All about ISO 14001 certification
Last updated 2015.
Certification of an environmental management system to the ISO 14001 standard is optional for organisations. Benefits from certification include recognition, and improvement to the system and environmental performance.
Organisations must be available for the audits, be prepared to spend up to AU$2,000 per day for the external Auditors, and have the time to action non-conformances.
Before ISO 14001 certification
An ISO 14001 environmental management system will need to be fully developed and implemented prior to an ISO 14001 certification audit. For an EMS to be implemented the organisation will need to demonstrate a variety of completed actions including:
- The development and communication of an environmental policy;
- Environmental aspects need to be reviewed;
- Legal requirements need to be assessed and compliance monitored;
- Objectives and targets need to be set and the programs in which to achieve them developed;
- Training needs should be identified and a strategy for achieving them implemented;
- An internal audit completed; and
- A management review of the EMS and their organisation's environmental performance.
During the implementation phase organisations should seek the services of an Accredited Certification Body which will conduct annual audits and arrange ISO 14001 certification on behalf of the organisation. ISO certification and surveillance audits can be completed with other certified management systems such as ISO 9001 Quality Management Systems and ISO 45001 Occupational Health and Safety Management Systems.
Sourcing an Accredited Certification Body in Australia
To find your local Accredited Certification Bodies refer to the JAS-ANZ website. When identifying or reassessing your Accredited Certification Body consideration could be given to their cost for audit time and their expenses, number of audit days to complete audits, their certification logo which can be used to advertise your certification (as these differ between Accredited Certification Bodies), their location(s), their Auditor's experience and their ability to value add.
Unfortunately, not all Accredited Certification Bodies are equal and some more than others value add to the benefit of the organisations they certify. For more information refer to to the article How to up the EMS ante.
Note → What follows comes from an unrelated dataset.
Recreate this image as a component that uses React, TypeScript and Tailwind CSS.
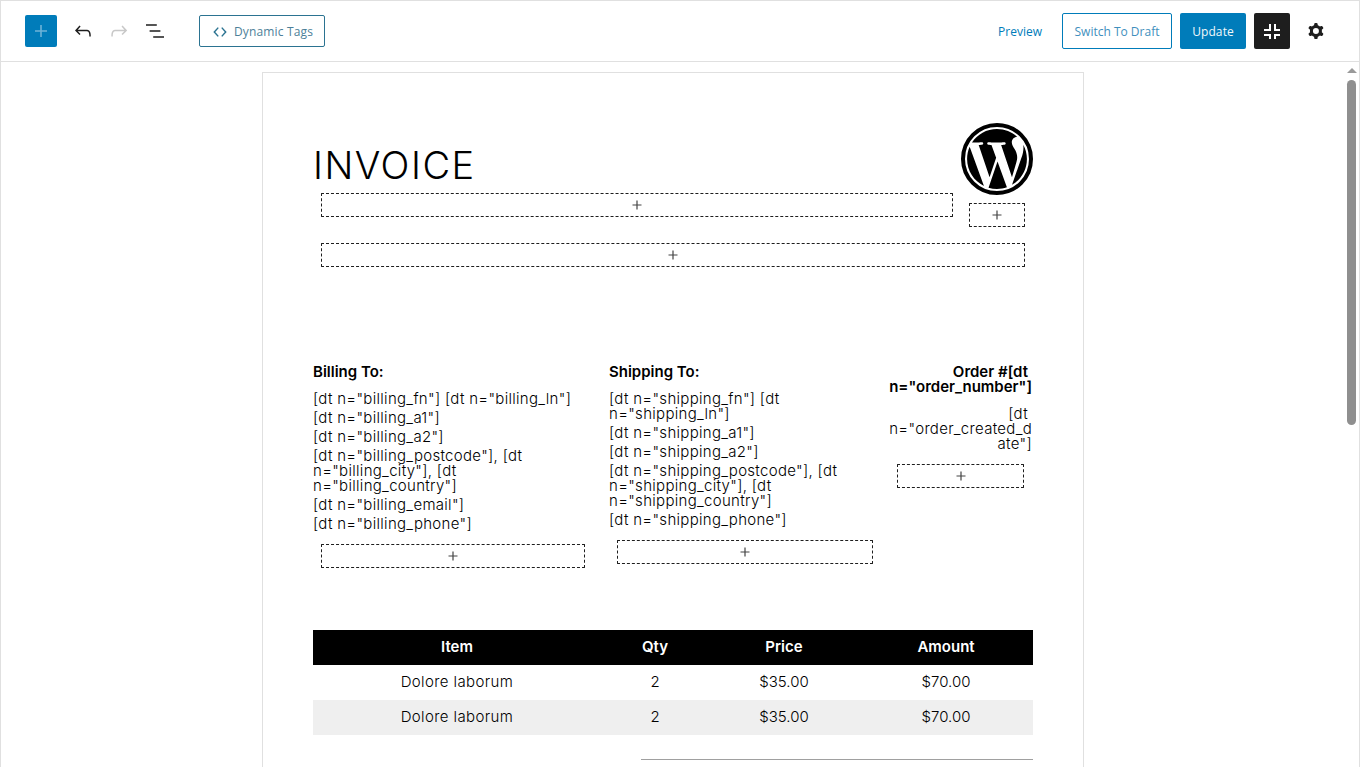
import { FaWordpress } from "react-icons/fa";

function Appender({ className = "" }: { className?: string }) {
  return (
    <div className={`flex h-6 items-center justify-center rounded-[1px] border border-dashed border-[#1e1e1e] ${className}`}>
      <svg viewBox="0 0 24 24" className="h-[18px] w-[18px] fill-[#444]">
        <path d="M18 11.2h-5.2V6h-1.6v5.2H6v1.6h5.2V18h1.6v-5.2H18z" />
      </svg>
    </div>
  );
}

function Toolbar() {
  return (
    <div className="flex h-[61px] shrink-0 items-center border-b border-[#e0e0e0] pl-6 pr-[31px] font-['Open_Sans',sans-serif] text-xs">
      <div className="flex h-8 w-8 items-center justify-center rounded-[2px] bg-[#007cba]">
        <svg viewBox="0 0 24 24" className="h-6 w-6 fill-[#6db3d8]">
          <path d="M18 11.2h-5.2V6h-1.6v5.2H6v1.6h5.2V18h1.6v-5.2H18z" />
        </svg>
      </div>
      <div className="ml-[14px] flex items-center gap-3">
        <svg viewBox="0 0 24 24" className="h-6 w-6 fill-[#1e1e1e]">
          <path d="M18.3 11.7c-.6-.6-1.4-.9-2.3-.9H6.7l2.9-3.3-1.1-1-4.5 5L8.5 16l1-1-2.7-2.7H16c.5 0 .9.2 1.3.5 1 1 1 3.4 1 4.5v.3h1.5v-.2c0-1.5 0-4.3-1.5-5.7z" />
        </svg>
        <svg viewBox="0 0 24 24" className="h-6 w-6 fill-[#c8c8c8]">
          <path d="M15.6 6.5l-1.1 1 2.9 3.3H8c-.9 0-1.7.3-2.3.9-1.4 1.5-1.4 4.2-1.4 5.6v.2h1.5v-.3c0-1.1 0-3.5 1-4.5.3-.3.7-.5 1.3-.5h9.2L14.500 15l1.1 1.1 4.6-4.6-4.6-5z" />
        </svg>
        <svg viewBox="0 0 24 24" className="h-6 w-6 fill-[#1e1e1e]">
          <path d="M13.8 5.2H3v1.5h10.8V5.2zm-3.6 12v1.5H21v-1.5H10.2zm7.2-6H6.6v1.5h10.8v-1.5z" />
        </svg>
      </div>
      <button className="ml-[32px] flex h-8 w-[126px] items-center justify-center gap-[7px] rounded-[2px] border border-[#2b7391] pl-[2px] pt-px tracking-[0.15px] text-[#4d7f99]">
        <svg viewBox="0 0 16 16" className="h-[14px] w-[14px] fill-none stroke-[#2b7391] stroke-[1.7]">
          <path d="M6 3 1.500 8 6 13M10 3l4.500 5L10 13" />
        </svg>
        Dynamic Tags
      </button>
      <div className="ml-auto flex items-center">
        <span className="mr-5 pt-px text-[#007cba]">Preview</span>
        <button className="h-9 w-[110px] rounded-[2px] border border-[#007cba] pt-px text-[#3f8fbd]">Switch To Draft</button>
        <button className="ml-2 h-9 w-[66px] rounded-[2px] bg-[#007cba] pt-px font-medium tracking-[0.1px] text-[#f2f8fb]">Update</button>
        <div className="ml-2 flex h-9 w-9 items-center justify-center rounded-[2px] bg-[#1e1e1e]">
          <svg viewBox="0 0 24 24" className="h-6 w-6 fill-white">
            <path d="M9 5h2v7H4v-2h5zM14 5h2v5h4v2h-6zM4 15h7v5H9v-3H4zM14 15h6v2h-4v3h-2z" />
          </svg>
        </div>
        <svg viewBox="0 0 24 24" className="ml-[14px] h-6 w-6 fill-[#1e1e1e]">
          <path
            fillRule="evenodd"
            clipRule="evenodd"
            d="M10.289 4.836A1 1 0 0 1 11.275 4h1.306a1 1 0 0 1 .987.836l.244 1.466c.787.26 1.503.679 2.108 1.218l1.393-.522a1 1 0 0 1 1.216.437l.653 1.13a1 1 0 0 1-.23 1.273l-1.148.944a6.025 6.025 0 0 1 0 2.435l1.149.946a1 1 0 0 1 .23 1.272l-.653 1.13a1 1 0 0 1-1.216.437l-1.394-.522c-.605.54-1.32.958-2.108 1.218l-.244 1.466a1 1 0 0 1-.987.836h-1.306a1 1 0 0 1-.986-.836l-.244-1.466a5.995 5.995 0 0 1-2.108-1.218l-1.394.522a1 1 0 0 1-1.217-.436l-.653-1.131a1 1 0 0 1 .23-1.272l1.149-.946a6.026 6.026 0 0 1 0-2.435l-1.148-.944a1 1 0 0 1-.23-1.272l.653-1.131a1 1 0 0 1 1.217-.437l1.393.522a5.994 5.994 0 0 1 2.108-1.218l.244-1.466zM14.929 12a3 3 0 1 1-6 0 3 3 0 0 1 6 0z"
          />
        </svg>
      </div>
    </div>
  );
}

function Lines({ items }: { items: React.ReactNode[] }) {
  return (
    <div className="flex flex-col gap-1 text-[15px] font-light leading-[15px] tracking-[0.3px] text-black">
      {items.map((item, i) => (
        <p key={i}>{item}</p>
      ))}
    </div>
  );
}

const rows = [
  ["Dolore laborum", "2", "$35.00", "$70.00"],
  ["Dolore laborum", "2", "$35.00", "$70.00"],
];

function Invoice() {
  return (
    <div className="ml-[261px] mt-[10px] h-[800px] w-[822px] shrink-0 border border-[#e0e0e0] px-[50px] pt-[50px] font-['Inter',sans-serif]">
      {/* Header */}
      <div className="flex">
        <div className="flex-1">
          <h1 className="h-[70px] pt-[19px] text-[38px] font-light leading-[46px] tracking-[1.5px] text-black">INVOICE</h1>
          <Appender className="ml-2 mr-2" />
        </div>
        <div className="w-[72px]">
          <div className="relative h-[72px] w-[72px]">
            <FaWordpress className="h-[72px] w-[72px] text-black" />
            <div className="absolute inset-0 rounded-full border-4 border-black" />
          </div>
          <Appender className="mx-auto mt-2 w-14" />
        </div>
      </div>
      <Appender className="ml-2 mr-2 mt-4" />

      {/* Addresses */}
      <div className="mt-[97px] grid grid-cols-[280px_280px_144px] gap-x-[8px]">
        <div>
          <h3 className="mb-3 text-[15px] font-semibold leading-[15px] text-black">Billing To:</h3>
          <Lines
            items={[
              <>[dt n="billing_fn"] [dt n="billing_ln"]</>,
              <>[dt n="billing_a1"]</>,
              <>[dt n="billing_a2"]</>,
              <>[dt n="billing_postcode"], [dt<br />n="billing_city"], [dt<br />n="billing_country"]</>,
              <>[dt n="billing_email"]</>,
              <>[dt n="billing_phone"]</>,
            ]}
          />
          <Appender className="mx-2 mt-[13px]" />
        </div>
        <div className="ml-2">
          <h3 className="mb-3 text-[15px] font-semibold leading-[15px] text-black">Shipping To:</h3>
          <Lines
            items={[
              <>[dt n="shipping_fn"] [dt<br />n="shipping_ln"]</>,
              <>[dt n="shipping_a1"]</>,
              <>[dt n="shipping_a2"]</>,
              <>[dt n="shipping_postcode"], [dt<br />n="shipping_city"], [dt<br />n="shipping_country"]</>,
              <>[dt n="shipping_phone"]</>,
            ]}
          />
          <Appender className="mx-2 mt-[13px]" />
        </div>
        <div className="pr-px text-right">
          <h3 className="mb-3 text-[15px] font-semibold leading-[15px] text-black">
            <span className="pr-1">Order #[dt</span>
            <br />n="order_number"]
          </h3>
          <p className="text-[15px] font-light leading-[15px] tracking-[0.3px] text-black">
            <span className="pr-1">[dt</span>
            <br />n="order_created_d<br />ate"]
          </p>
          <Appender className="ml-2 mr-2 mt-[13px]" />
        </div>
      </div>

      {/* Items table */}
      <div className="mt-[62px] grid grid-cols-[288px_108px_150px_174px] text-center text-[15px]">
        {["Item", "Qty", "Price", "Amount"].map((h) => (
          <div key={h} className="flex h-[35px] items-center justify-center bg-black font-semibold text-white">
            {h}
          </div>
        ))}
        {rows.map((row, r) =>
          row.map((cell, c) => (
            <div
              key={`${r}-${c}`}
              className={`flex h-[35px] items-center justify-center font-light text-black ${c === 0 ? "tracking-[0.4px]" : ""} ${r === 1 ? "bg-[#efefef]" : ""}`}
            >
              {cell}
            </div>
          )),
        )}
      </div>
      <div className="ml-[328px] mt-6 h-px bg-[#a0a0a0]" />
    </div>
  );
}

export default function App() {
  return (
    <div className="flex h-[767px] flex-col overflow-hidden border-x border-t border-[#e0e0e0] bg-white">
      <Toolbar />
      <div className="flex min-h-0 flex-1 overflow-hidden">
        <div className="flex-1 overflow-hidden">
          <Invoice />
        </div>
        {/* scrollbar */}
        <div className="flex w-[15px] shrink-0 flex-col items-center">
          <div className="mt-[6px] h-0 w-0 border-x-[5px] border-b-[5px] border-x-transparent border-b-[#9a9a9a]" />
          <div className="mt-[7px] h-[345px] w-[9px] rounded-full bg-[#8f8f8f]" />
        </div>
      </div>
    </div>
  );
}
Additionally, it has been increasingly common for companies to be fooled by bogus Accredited Certification Bodies which issue them with meaningless certification. So please always do your research by reviewing the JAS-ANZ website (or equivalent in your country) prior to engagement.
The Client Manager from the Accredited Certification Body should monitor the implementation progress. They should manage the application and set dates for ISO 14001 certification audits. The initial registration involves a two stage process of a document review and a site visit.
Beware of the pre-assessment audit
A pre-assessment audit may be recommended by the Accredited Certification Body prior to the certification (registration) audit to identify any gaps, however, this is not a requirement of certification. From experience, areas for improvement identified by the Auditors can be unclear and they'll only tell you what is wrong but not how to fix it. This additional audit can also be costly and unfortunately may not value add.
Organisations unsure whether they are ready for certification could consider going to an experienced and independent Environmental Auditor. They'll be able to provide advice and solutions (which Accredited Certification Bodies cannot do), and usually they are significantly less expensive than an Auditor from an Accredited Certification Body.
Organisations can also gain credit for this audit as part of their internal auditing program (element 9.2) when undertaken by an independent Environmental Auditor but not when undertaken by the Accredited Certification Body.
The certification audit
The Accredited Certification Body will assess the system to both the requirements of ISO 14001 and the organisation’s environmental policy. Where successful the Accredited Certification Body will issue a certificate of registration.
Organisations not yet achieving the requirements of standard will have the opportunity to meet these requirements. Typically further review or audits will be arranged by the Certification Body.
ISO 14001 certificates are valid for three years.
The surveillance audits
Ongoing annual ISO 14001 surveillance audits may focus on specific elements of the ISO 14001 EMS. Where an organisation has multiple sites that are certified, a sample of these sites may be selected for surveillance audits. ISO 14001 certification audits occur every three years and are more comprehensive than ISO 14001 surveillance audits.
Whereby an organisation is underachieving or the organisation is very large, surveillance audits can occur more frequently. When organisations are concerned over the frequency of their audits they should discuss their concerns with their Certification Body.
An alternative to certification
ISO 14001 certification is a voluntary scheme however there is increasing pressure by customers for their suppliers to be ISO 14001 certified. As an alternative to ISO 14001 certification organisations could consider developing and implementing an ISO 14001 EMS but only having it internally audited or audited externally by an independent and experienced Environmental Auditor. This may reduce the financial burden where ISO 14001 certification isn't specifically required but whereby organisations still require a robust ISO 14001 environmental management system.